Mucho más que objetos

mucho mas que objetos final

ANA MARTÍN/ ILUSTRACIÓN: VÍCTOR JAUBERT

Uno los ve todos los días. Nos son tan familiares que, en nuestra mente, llegan a perder su forma original. Sabemos que están ahí, que nos hacen un servicio, que nos facilitan la vida o nos la adornan. Sabemos, en estos momentos inciertos, que podemos perderlos de un día para otro. Nos avisan los expertos de que apegarnos a ellos nos enferma, nos convierte en egoístas, en seres preocupados por lo material, superficiales. Indignos de estos nuevos tiempos que tenemos que encarar, cuanto más ligeros de equipaje, mejor. Eso nos dicen.

Pero, a pesar de todo, cuán importantes son, tantas veces, los objetos. Tan inevitables resultan, tanto nos negamos a desprendernos de ellos, que un día inventamos las oficinas de objetos perdidos. Ese lugar misterioso, a veces inquietante, en el que se almacenan todas nuestras cosas extraviadas, solo porque no somos capaces de despedirnos de ellas. De dejarlas marchar como decimos adiós a la gente a la que, sin embargo, sí asumimos como efímera.

Cuando somos muy pequeños los dotamos de poderes. Los juguetitos en nuestra cuna nos dan seguridad, nos ayudan a dormir, nos acercan el reconfortante olor de la madre que los puso ahí para nosotros. Que los compró y los eligió con mimo.

A medida que vamos creciendo reparamos en cuánto nos puede curar una pelota en la playa, una muñeca a la que luego destrozamos sin miramiento, unos zapatitos brillantes con suela de corcho para ir al parque.

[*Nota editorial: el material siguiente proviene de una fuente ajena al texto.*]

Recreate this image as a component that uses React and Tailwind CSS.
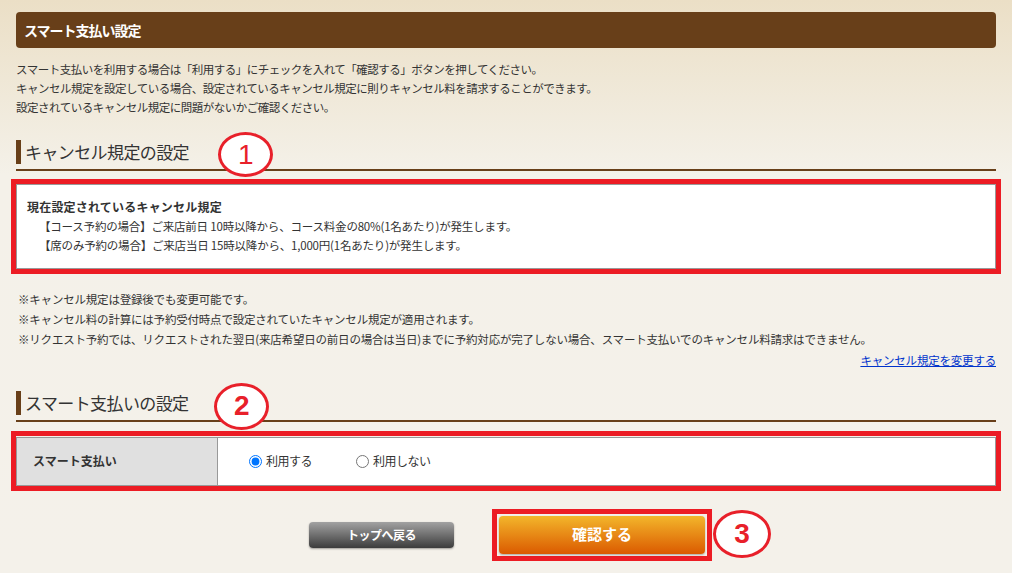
import React from "react";

function Circle({ n, className, bold }) {
  return (
    <div
      className={
        "absolute flex items-center justify-center rounded-[50%] border-[3px] border-[#e8202a] bg-white text-[#e8202a] font-['Liberation_Sans',Arial,sans-serif] leading-none " +
        className
      }
    >
      <span className={bold ? "text-[28px] font-bold" : "text-[28px]"}>{n}</span>
    </div>
  );
}

function SectionTitle({ children, circle }) {
  return (
    <div>
      <div className="relative flex h-6 items-center border-l-[5px] border-[#683f19] pl-[4px] text-[17px] tracking-[-0.6px] text-[#333]">
        {children}
        {circle}
      </div>
      <div className="mt-[5px] h-[2px] bg-[#683f19]" />
    </div>
  );
}

export default function App() {
  return (
    <div className="min-h-[573px] bg-[linear-gradient(to_bottom,#ebdfc6_0px,#f4f1e9_175px,#f4f1ea_100%)] px-4 pt-3 pb-3 font-['Noto_Sans_CJK_JP','Noto_Sans',sans-serif] text-[#333]">
      <div className="flex h-9 items-center rounded-[4px] bg-[#683f19] pl-2 text-[14px] font-bold tracking-[-1px] text-white">
        スマート支払い設定
      </div>

      <div className="mt-3 text-[11.5px] leading-[19px] tracking-[-0.5px]">
        <p>スマート支払いを利用する場合は「利用する」にチェックを入れて「確認する」ボタンを押してください。</p>
        <p>キャンセル規定を設定している場合、設定されているキャンセル規定に則りキャンセル料を請求することができます。</p>
        <p>設定されているキャンセル規定に問題がないかご確認ください。</p>
      </div>

      <div className="mt-[23px]">
        <SectionTitle circle={<Circle n="1" className="left-[197px] top-[-8px] h-[45px] w-[55px]" />}>
          キャンセル規定の設定
        </SectionTitle>
      </div>

      <div className="-mx-[5px] mt-2 border-[5px] border-[#ec1c24]">
        <div className="border border-[#999] bg-white py-3 pl-[10px] text-[11.5px] leading-[19.5px] tracking-[-0.2px]">
          <p className="text-[12px] font-bold tracking-[0.2px]">現在設定されているキャンセル規定</p>
          <p className="ml-3">【コース予約の場合】ご来店前日 10時以降から、コース料金の80%(1名あたり)が発生します。</p>
          <p className="ml-3">【席のみ予約の場合】ご来店当日 15時以降から、1,000円(1名あたり)が発生します。</p>
        </div>
      </div>

      <div className="mt-[15px] pl-[2px] text-[11.5px] leading-[20px] tracking-[-0.2px]">
        <p>※キャンセル規定は登録後でも変更可能です。</p>
        <p>※キャンセル料の計算には予約受付時点で設定されていたキャンセル規定が適用されます。</p>
        <p>※リクエスト予約では、リクエストされた翌日(来店希望日の前日の場合は当日)までに予約対応が完了しない場合、スマート支払いでのキャンセル料請求はできません。</p>
        <p className="mt-[1px] text-right">
          <a href="#" className="text-[#0033cc] underline">キャンセル規定を変更する</a>
        </p>
      </div>

      <div className="mt-[21px]">
        <SectionTitle circle={<Circle n="2" bold className="left-[193px] top-[-8px] h-[47px] w-[55px]" />}>
          スマート支払いの設定
        </SectionTitle>
      </div>

      <div className="-mx-[5px] mt-[9px] border-[5px] border-[#ec1c24] pt-[1px]">
        <div className="flex h-[49px] border border-[#999] bg-white text-[12px]">
          <div className="flex w-[201px] items-center border-r border-[#999] bg-[#e0e0e0] pl-4 font-bold">
            スマート支払い
          </div>
          <div className="flex items-center pl-[31px] tracking-[-0.5px]">
            <label className="flex items-center">
              <input type="radio" name="smart" defaultChecked className="m-0 h-[13px] w-[13px] accent-[#0075ff]" />
              <span className="ml-[4px]">利用する</span>
            </label>
            <label className="ml-[44px] flex items-center">
              <input type="radio" name="smart" className="m-0 h-[13px] w-[13px]" />
              <span className="ml-[4px]">利用しない</span>
            </label>
          </div>
        </div>
      </div>

      <div className="mt-[18px] flex items-center justify-center gap-[38px] pl-[9px]">
        <button className="flex h-[26px] w-[145px] items-center justify-center rounded-[4px] bg-[linear-gradient(to_bottom,#a2a2a2,#3c3c3c)] text-[12px] font-bold tracking-[-0.5px] text-white shadow-[0_1px_2px_rgba(0,0,0,0.35)]">
          トップへ戻る
        </button>
        <div className="relative border-[5px] border-[#ec1c24] p-[2px]">
          <button className="flex h-[38px] w-[206px] items-center justify-center rounded-[4px] bg-[linear-gradient(to_bottom,#f3b62b,#db5a00)] text-[15px] font-bold text-white shadow-[0_1px_2px_rgba(0,0,0,0.3)]">
            確認する
          </button>
          <Circle n="3" bold className="left-full top-[-4px] ml-[6px] h-[48px] w-[58px]" />
        </div>
      </div>
    </div>
  );
}
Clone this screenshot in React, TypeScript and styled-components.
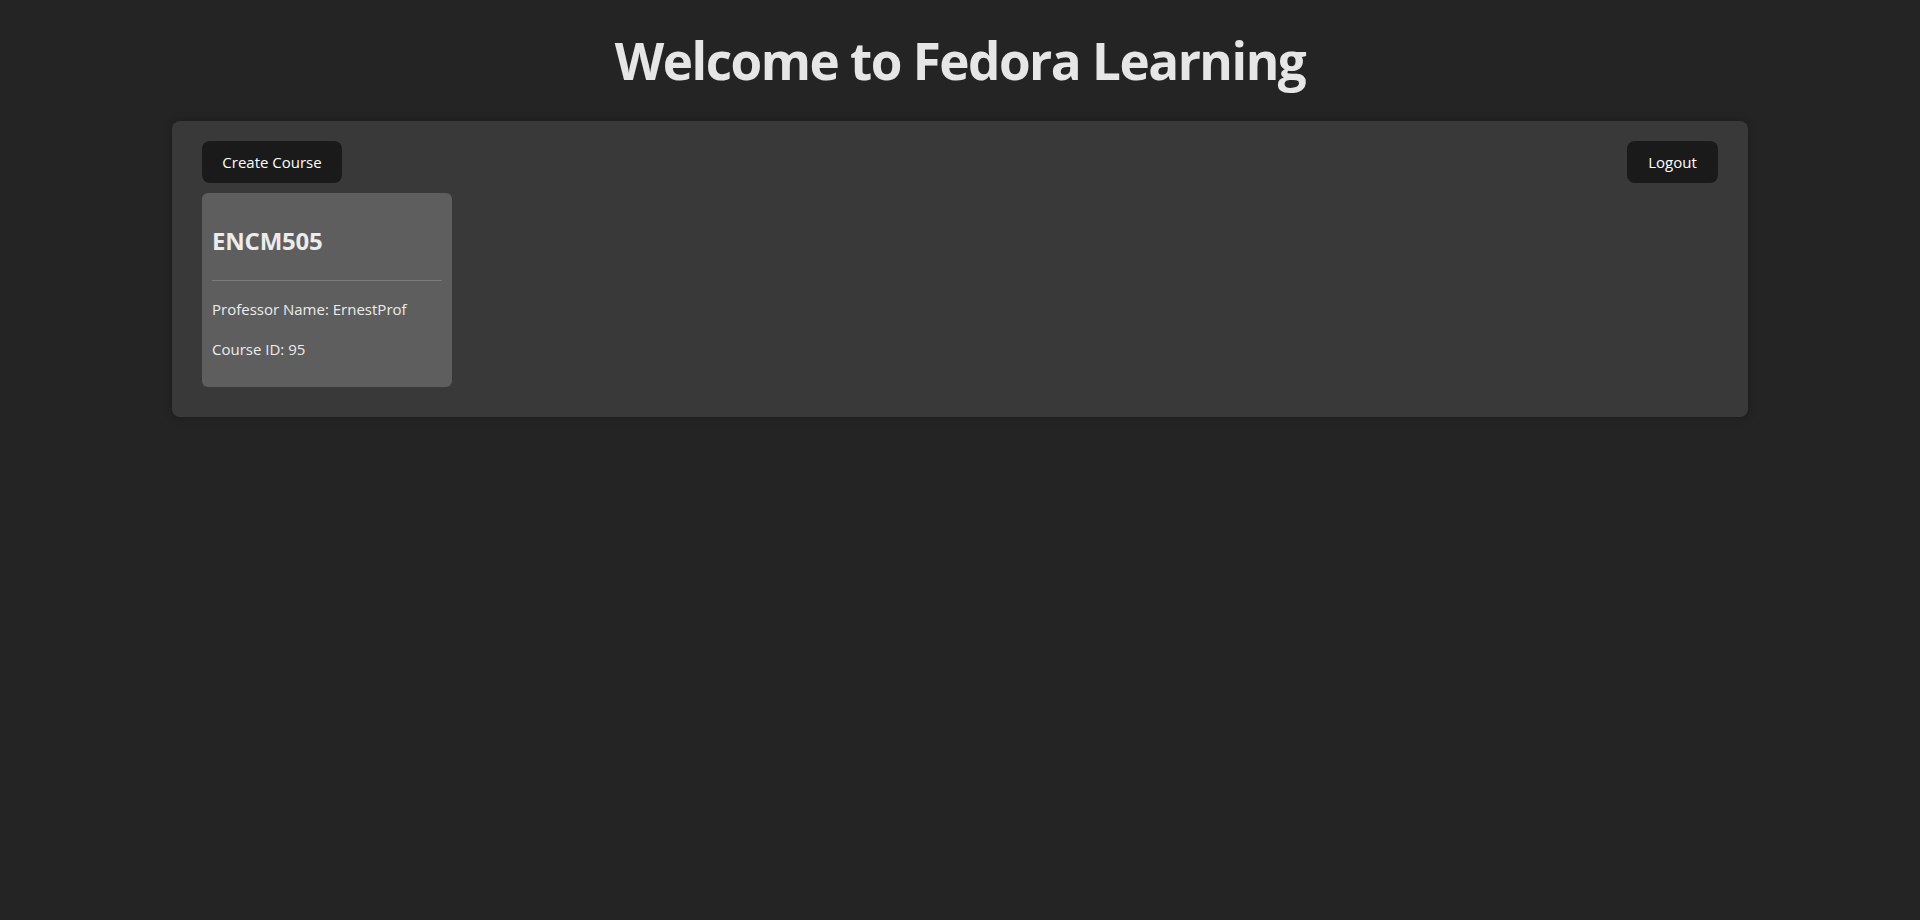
import React from "react";
import styled, { createGlobalStyle } from "styled-components";

const GlobalStyle = createGlobalStyle`
  html, body {
    margin: 0;
    padding: 0;
    background: #242424;
    color: rgba(255, 255, 255, 0.87);
    font-family: "Open Sans", "Noto Sans", sans-serif;
  }
  * { box-sizing: border-box; }
`;

const Page = styled.div`
  min-height: 100vh;
  display: flex;
  flex-direction: column;
  align-items: center;
`;

const Title = styled.h1`
  margin: 32px 0 33px;
  font-size: 51.2px;
  line-height: 56px;
  font-weight: 700;
  letter-spacing: -1.5px;
  color: #e6e6e6;
  text-align: center;
`;

const Panel = styled.section`
  width: 1576px;
  padding: 20px 30px 30px;
  background: #393939;
  border-radius: 8px;
  box-shadow: 0 0 10px rgba(0, 0, 0, 0.25);
  display: flex;
  flex-direction: column;
  gap: 10px;
`;

const Toolbar = styled.div`
  display: flex;
  justify-content: space-between;
  align-items: center;
`;

const Button = styled.button<{ $w: number }>`
  width: ${(p) => p.$w}px;
  height: 42px;
  padding: 0;
  border: 1px solid transparent;
  border-radius: 8px;
  background: #1a1a1a;
  color: #ffffff;
  font-family: "Open Sans", "Noto Sans", sans-serif;
  font-size: 15px;
  font-weight: 400;
  cursor: pointer;
`;

const CourseGrid = styled.div`
  display: flex;
  flex-wrap: wrap;
  gap: 20px;
`;

const Card = styled.div`
  width: 250px;
  padding: 10px 10px 26px;
  background: #5e5e5e;
  border-radius: 6px;
  display: flex;
  flex-direction: column;
`;

const CardTitle = styled.h2`
  margin: 22px 0 0;
  font-size: 24px;
  line-height: 32px;
  font-weight: 700;
  letter-spacing: -0.2px;
  color: #ececec;
`;

const Divider = styled.div`
  margin-top: 23px;
  height: 1px;
  background: #7c7c7c;
`;

const Info = styled.p`
  margin: 16px 0 0;
  font-size: 15px;
  line-height: 24px;
  color: #ececec;
`;

export default function App() {
  return (
    <>
      <GlobalStyle />
      <Page>
        <Title>Welcome to Fedora Learning</Title>
        <Panel>
          <Toolbar>
            <Button $w={140}>Create Course</Button>
            <Button $w={91}>Logout</Button>
          </Toolbar>
          <CourseGrid>
            <Card>
              <CardTitle>ENCM505</CardTitle>
              <Divider />
              <Info>Professor Name: ErnestProf</Info>
              <Info>Course ID: 95</Info>
            </Card>
          </CourseGrid>
        </Panel>
      </Page>
    </>
  );
}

Y luego, ya convertidos en adultos, más allá de sus utilidades tienen, sobre todo, el poder de la evocación. Los asociamos a los seres queridos. Cuando ellos se han ido, quedan sus cosas y es en ese instante en que las observamos, las tocamos o las olemos, cuando entendemos, de golpe, lo efímero de nuestra existencia, la fragilidad de nuestro aliento. Una madera, un trozo de piel curtida, hasta una tela nos sobrevive.
Y cuando nos hayamos ido, nuestras cosas mirarán, con descaro, con impertinencia, a los que se quedan, para recordarles que ya no estamos. Que somos leves y pasajeros.

Qué duro se hace reconocer los objetos que atesoramos juntos -felices urracas- cuando una relación acaba. Cómo nos insulta entonces aquella dedicatoria en un libro, cómo nos hiere esa cafetera que un día decidimos compartir mas por mí que por ti. Aquel vestido que nunca me ponía, aquellos abalorios tintineantes, aquella funda de móvil (¿en serio estuvimos llorando por una funda de móvil?), esa camiseta que no me atreví a devolverte… Objetos.

A veces sucede que maldita sea la rueda, la edad de los metales y la revolución tecnológica. Maldito el momento en que el homo sapiens mutó, de golpe y sin saberlo, en hombre-objeto.